==== Supplied data ====
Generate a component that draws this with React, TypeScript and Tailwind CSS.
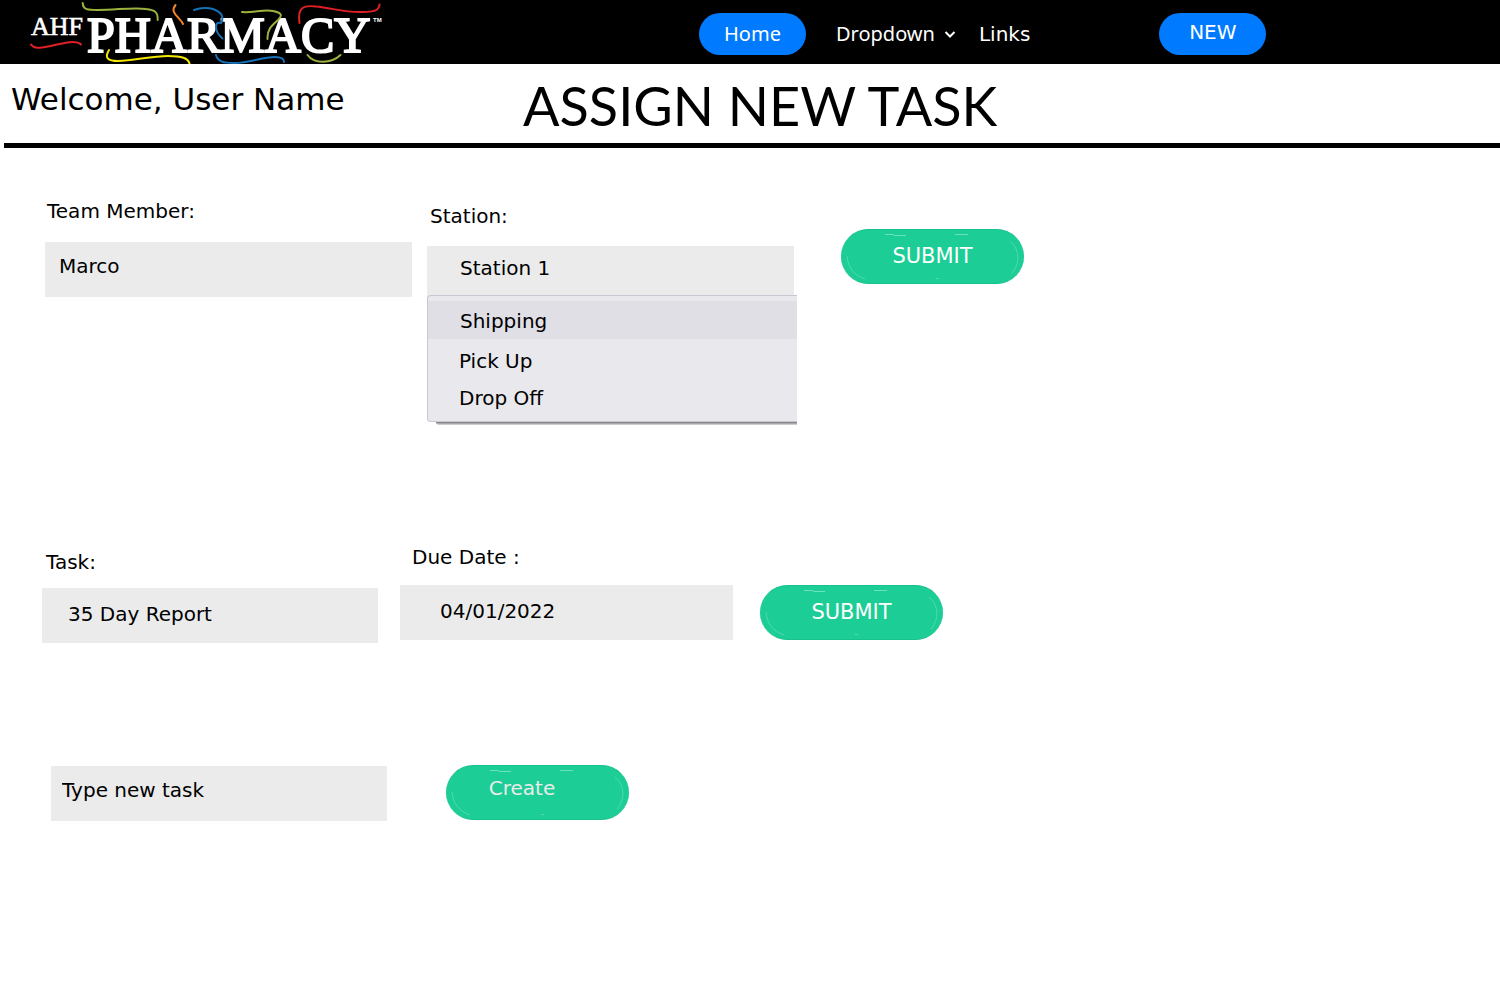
import type { ReactNode } from "react";

function Logo() {
  return (
    <svg
      role="img"
      aria-label="AHF Pharmacy"
      viewBox="0 0 360 64"
      className="h-16 w-[360px] shrink-0"
      fill="none"
      strokeLinecap="round"
      strokeWidth="2"
    >
      <g fill="#fff" stroke="#fff" fontFamily="'Liberation Serif', serif">
        <text x="1" y="35" fontSize="26" strokeWidth="0.6">AHF</text>
        <text x="57" y="52" fontSize="50" strokeWidth="2">PHARMACY</text>
      </g>
      <text x="343" y="22" fontSize="6" fontWeight="700" fill="#fff" fontFamily="'Liberation Sans', sans-serif">TM</text>
      <path stroke="#9bb23c" d="M52.700 3C53 10 58 10 68 10C86 10 104 7 116 9C125 10 128 12 127.700 20" />
      <path stroke="#e01f26" d="M1 44.500C4 49 10 48 18 46.500C30 44 45 39 51 44.500" />
      <path stroke="#f3e600" d="M79 50C74 58 78 61 88 61C104 61 120 56 138 56C152 56 158 58 159.500 63.500" />
      <path stroke="#f08326" d="M145.500 5C139 13 150 17 153 24" />
      <path stroke="#1672b8" d="M164 10C174 6 186 8 191 14C194 19 192 21 191 23C184 21 184 31 192.500 38.500" />
      <path stroke="#9bb23c" d="M212 12C223 13 234 9 243 11C253 13 252 16 248 20C241 26 237 30 237.500 39" />
      <path stroke="#e01f26" d="M269.500 23C267 7 274 5 286 6.500C302 8 316 13 333 12C343 12 349 11 349.500 4.500" />
      <path stroke="#1672b8" d="M186 55C188 62 194 63 204 63C220 63 232 57 245 57C251 57 254 58 254 62" />
      <path stroke="#9bb23c" d="M277.500 55C284 64 301 64 310.500 55" />
    </svg>
  );
}

function GreenButton({ children, className = "" }: { children: ReactNode; className?: string }) {
  return (
    <button
      type="button"
      className={`relative h-[55px] w-[183px] shrink-0 rounded-full border-y border-[#19c28c] bg-[#1ccd96] leading-6 ${className}`}
    >
      {children}
      <svg
        aria-hidden="true"
        viewBox="0 0 183 55"
        className="pointer-events-none absolute inset-x-0 -top-px h-[55px] w-full"
        fill="none"
        stroke="#7fe6c5"
        strokeWidth="1"
      >
        <path strokeOpacity="0.8" d="M44 5.500H53M53 6.500H65M114 5.500H127" />
        <path strokeOpacity="0.5" d="M6 27C7 39 13 46 24 50M169 12C178 19 180 34 171 44M95 49.500H98" />
      </svg>
    </button>
  );
}

function Field({
  id,
  label,
  value,
  className = "",
  labelClass = "",
  inputClass = "",
}: {
  id: string;
  label: string;
  value: string;
  className?: string;
  labelClass?: string;
  inputClass?: string;
}) {
  return (
    <div className={`flex min-w-0 flex-col ${className}`}>
      <label htmlFor={id} className={`text-xl leading-6 ${labelClass}`}>
        {label}
      </label>
      <input
        id={id}
        type="text"
        defaultValue={value}
        className={`h-[55px] w-full bg-[#ebebeb] text-xl leading-6 outline-none ${inputClass}`}
      />
    </div>
  );
}

export default function App() {
  return (
    <div className="min-h-screen bg-white font-['DejaVu_Sans',sans-serif] text-black">
      <header className="flex h-16 items-center bg-black pl-[30px] text-xl text-white">
        <Logo />
        <nav className="ml-[309px] flex flex-1 items-center pt-1">
          <a
            href="#home"
            className="flex h-[42px] w-[107px] shrink-0 items-center justify-center rounded-full bg-[#007bff] font-['Noto_Sans',sans-serif]"
          >
            Home
          </a>
          <button type="button" className="ml-[30px] flex items-center gap-2 font-['Noto_Sans',sans-serif]">
            Dropdown
            <svg aria-hidden="true" viewBox="0 0 14 14" className="size-3.5" fill="none" stroke="#fff" strokeWidth="2">
              <path d="M2.500 5L7 9.500L11.500 5" />
            </svg>
          </button>
          <a href="#links" className="ml-[22px]">
            Links
          </a>
          <a
            href="#new"
            className="ml-[129px] flex h-[42px] w-[107px] shrink-0 items-center justify-center rounded-full bg-[#007bff] pb-1"
          >
            NEW
          </a>
        </nav>
      </header>

      <div className="ml-1 flex h-[84px] items-start border-b-[5px] border-black">
        <p className="ml-[7px] w-[512px] pt-4 text-[31px] leading-[38px]">Welcome, User Name</p>
        <h1 className="pt-1.5 font-['Lato',sans-serif] text-[54px] leading-[72px]">ASSIGN NEW TASK</h1>
      </div>

      <main>
        <form className="flex items-start pt-[51px] pl-[45px]">
          <Field
            id="member"
            label="Team Member:"
            value="Marco"
            className="w-[367px]"
            labelClass="mb-[19px] pl-0.5"
            inputClass="pl-3.5 pb-2"
          />
          <div className="relative mt-[5px] ml-[15px] flex w-[367px] flex-col">
            <label htmlFor="station" className="mb-[18px] pl-[3px] text-xl leading-6">
              Station:
            </label>
            <button
              id="station"
              type="button"
              aria-haspopup="listbox"
              aria-expanded="true"
              className="h-[55px] w-full bg-[#ebebeb] pb-3 pl-[33px] text-left text-xl leading-6"
            >
              Station 1
            </button>
            <ul
              role="listbox"
              aria-label="Station"
              className="absolute top-[91px] left-0 flex h-[127px] w-[370px] flex-col rounded-l border border-r-0 border-[#c9c8d2] bg-[#e9e8ed] pt-[5px] text-xl leading-6"
            >
              <li role="option" aria-selected="true" className="h-[38px] bg-[#e0dfe6] pt-2 pl-8">
                Shipping
              </li>
              <li role="option" aria-selected="false" className="pt-2.5 pl-[31px]">
                Pick Up
              </li>
              <li role="option" aria-selected="false" className="pt-[13px] pl-[31px]">
                Drop Off
              </li>
              <li
                role="presentation"
                className="absolute top-[126px] right-0 left-2 h-[3px] rounded-bl bg-linear-to-b from-[#777] to-[#ddd]"
              />
            </ul>
          </div>
          <GreenButton className="mt-[30px] ml-[47px] pb-0.5 text-[21px] text-white">SUBMIT</GreenButton>
        </form>

        <form className="flex items-start pt-[244px] pl-[42px]">
          <Field
            id="task"
            label="Task:"
            value="35 Day Report"
            className="mt-[5px] w-[336px]"
            labelClass="mb-3.5 pl-1"
            inputClass="pl-[26px] pb-1"
          />
          <Field
            id="due"
            label="Due Date :"
            value="04/01/2022"
            className="ml-[22px] w-[333px]"
            labelClass="mb-4 pl-3"
            inputClass="pl-10 pb-1"
          />
          <GreenButton className="mt-10 ml-[27px] pb-0.5 text-[21px] text-white">SUBMIT</GreenButton>
        </form>

        <form className="flex items-start pt-[122px] pl-[51px]">
          <input
            aria-label="New task"
            placeholder="Type new task"
            className="mt-px h-[55px] w-[336px] min-w-0 bg-[#ebebeb] pb-2 pl-[11px] text-xl leading-6 outline-none placeholder:text-black placeholder:opacity-100"
          />
          <GreenButton className="ml-[59px] pr-[31px] pb-2.5 text-xl text-[#ebebeb]">Create</GreenButton>
        </form>
      </main>
    </div>
  );
}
====
Output the material word for word, omitting its pictures.

▶ Written answer:
Generate a component that draws this with React, TypeScript and Tailwind CSS.
import type { ReactNode } from "react";

function Logo() {
  return (
    <svg
      role="img"
      aria-label="AHF Pharmacy"
      viewBox="0 0 360 64"
      className="h-16 w-[360px] shrink-0"
      fill="none"
      strokeLinecap="round"
      strokeWidth="2"
    >
      <g fill="#fff" stroke="#fff" fontFamily="'Liberation Serif', serif">
        <text x="1" y="35" fontSize="26" strokeWidth="0.6">AHF</text>
        <text x="57" y="52" fontSize="50" strokeWidth="2">PHARMACY</text>
      </g>
      <text x="343" y="22" fontSize="6" fontWeight="700" fill="#fff" fontFamily="'Liberation Sans', sans-serif">TM</text>
      <path stroke="#9bb23c" d="M52.700 3C53 10 58 10 68 10C86 10 104 7 116 9C125 10 128 12 127.700 20" />
      <path stroke="#e01f26" d="M1 44.500C4 49 10 48 18 46.500C30 44 45 39 51 44.500" />
      <path stroke="#f3e600" d="M79 50C74 58 78 61 88 61C104 61 120 56 138 56C152 56 158 58 159.500 63.500" />
      <path stroke="#f08326" d="M145.500 5C139 13 150 17 153 24" />
      <path stroke="#1672b8" d="M164 10C174 6 186 8 191 14C194 19 192 21 191 23C184 21 184 31 192.500 38.500" />
      <path stroke="#9bb23c" d="M212 12C223 13 234 9 243 11C253 13 252 16 248 20C241 26 237 30 237.500 39" />
      <path stroke="#e01f26" d="M269.500 23C267 7 274 5 286 6.500C302 8 316 13 333 12C343 12 349 11 349.500 4.500" />
      <path stroke="#1672b8" d="M186 55C188 62 194 63 204 63C220 63 232 57 245 57C251 57 254 58 254 62" />
      <path stroke="#9bb23c" d="M277.500 55C284 64 301 64 310.500 55" />
    </svg>
  );
}

function GreenButton({ children, className = "" }: { children: ReactNode; className?: string }) {
  return (
    <button
      type="button"
      className={`relative h-[55px] w-[183px] shrink-0 rounded-full border-y border-[#19c28c] bg-[#1ccd96] leading-6 ${className}`}
    >
      {children}
      <svg
        aria-hidden="true"
        viewBox="0 0 183 55"
        className="pointer-events-none absolute inset-x-0 -top-px h-[55px] w-full"
        fill="none"
        stroke="#7fe6c5"
        strokeWidth="1"
      >
        <path strokeOpacity="0.8" d="M44 5.500H53M53 6.500H65M114 5.500H127" />
        <path strokeOpacity="0.5" d="M6 27C7 39 13 46 24 50M169 12C178 19 180 34 171 44M95 49.500H98" />
      </svg>
    </button>
  );
}

function Field({
  id,
  label,
  value,
  className = "",
  labelClass = "",
  inputClass = "",
}: {
  id: string;
  label: string;
  value: string;
  className?: string;
  labelClass?: string;
  inputClass?: string;
}) {
  return (
    <div className={`flex min-w-0 flex-col ${className}`}>
      <label htmlFor={id} className={`text-xl leading-6 ${labelClass}`}>
        {label}
      </label>
      <input
        id={id}
        type="text"
        defaultValue={value}
        className={`h-[55px] w-full bg-[#ebebeb] text-xl leading-6 outline-none ${inputClass}`}
      />
    </div>
  );
}

export default function App() {
  return (
    <div className="min-h-screen bg-white font-['DejaVu_Sans',sans-serif] text-black">
      <header className="flex h-16 items-center bg-black pl-[30px] text-xl text-white">
        <Logo />
        <nav className="ml-[309px] flex flex-1 items-center pt-1">
          <a
            href="#home"
            className="flex h-[42px] w-[107px] shrink-0 items-center justify-center rounded-full bg-[#007bff] font-['Noto_Sans',sans-serif]"
          >
            Home
          </a>
          <button type="button" className="ml-[30px] flex items-center gap-2 font-['Noto_Sans',sans-serif]">
            Dropdown
            <svg aria-hidden="true" viewBox="0 0 14 14" className="size-3.5" fill="none" stroke="#fff" strokeWidth="2">
              <path d="M2.500 5L7 9.500L11.500 5" />
            </svg>
          </button>
          <a href="#links" className="ml-[22px]">
            Links
          </a>
          <a
            href="#new"
            className="ml-[129px] flex h-[42px] w-[107px] shrink-0 items-center justify-center rounded-full bg-[#007bff] pb-1"
          >
            NEW
          </a>
        </nav>
      </header>

      <div className="ml-1 flex h-[84px] items-start border-b-[5px] border-black">
        <p className="ml-[7px] w-[512px] pt-4 text-[31px] leading-[38px]">Welcome, User Name</p>
        <h1 className="pt-1.5 font-['Lato',sans-serif] text-[54px] leading-[72px]">ASSIGN NEW TASK</h1>
      </div>

      <main>
        <form className="flex items-start pt-[51px] pl-[45px]">
          <Field
            id="member"
            label="Team Member:"
            value="Marco"
            className="w-[367px]"
            labelClass="mb-[19px] pl-0.5"
            inputClass="pl-3.5 pb-2"
          />
          <div className="relative mt-[5px] ml-[15px] flex w-[367px] flex-col">
            <label htmlFor="station" className="mb-[18px] pl-[3px] text-xl leading-6">
              Station:
            </label>
            <button
              id="station"
              type="button"
              aria-haspopup="listbox"
              aria-expanded="true"
              className="h-[55px] w-full bg-[#ebebeb] pb-3 pl-[33px] text-left text-xl leading-6"
            >
              Station 1
            </button>
            <ul
              role="listbox"
              aria-label="Station"
              className="absolute top-[91px] left-0 flex h-[127px] w-[370px] flex-col rounded-l border border-r-0 border-[#c9c8d2] bg-[#e9e8ed] pt-[5px] text-xl leading-6"
            >
              <li role="option" aria-selected="true" className="h-[38px] bg-[#e0dfe6] pt-2 pl-8">
                Shipping
              </li>
              <li role="option" aria-selected="false" className="pt-2.5 pl-[31px]">
                Pick Up
              </li>
              <li role="option" aria-selected="false" className="pt-[13px] pl-[31px]">
                Drop Off
              </li>
              <li
                role="presentation"
                className="absolute top-[126px] right-0 left-2 h-[3px] rounded-bl bg-linear-to-b from-[#777] to-[#ddd]"
              />
            </ul>
          </div>
          <GreenButton className="mt-[30px] ml-[47px] pb-0.5 text-[21px] text-white">SUBMIT</GreenButton>
        </form>

        <form className="flex items-start pt-[244px] pl-[42px]">
          <Field
            id="task"
            label="Task:"
            value="35 Day Report"
            className="mt-[5px] w-[336px]"
            labelClass="mb-3.5 pl-1"
            inputClass="pl-[26px] pb-1"
          />
          <Field
            id="due"
            label="Due Date :"
            value="04/01/2022"
            className="ml-[22px] w-[333px]"
            labelClass="mb-4 pl-3"
            inputClass="pl-10 pb-1"
          />
          <GreenButton className="mt-10 ml-[27px] pb-0.5 text-[21px] text-white">SUBMIT</GreenButton>
        </form>

        <form className="flex items-start pt-[122px] pl-[51px]">
          <input
            aria-label="New task"
            placeholder="Type new task"
            className="mt-px h-[55px] w-[336px] min-w-0 bg-[#ebebeb] pb-2 pl-[11px] text-xl leading-6 outline-none placeholder:text-black placeholder:opacity-100"
          />
          <GreenButton className="ml-[59px] pr-[31px] pb-2.5 text-xl text-[#ebebeb]">Create</GreenButton>
        </form>
      </main>
    </div>
  );
}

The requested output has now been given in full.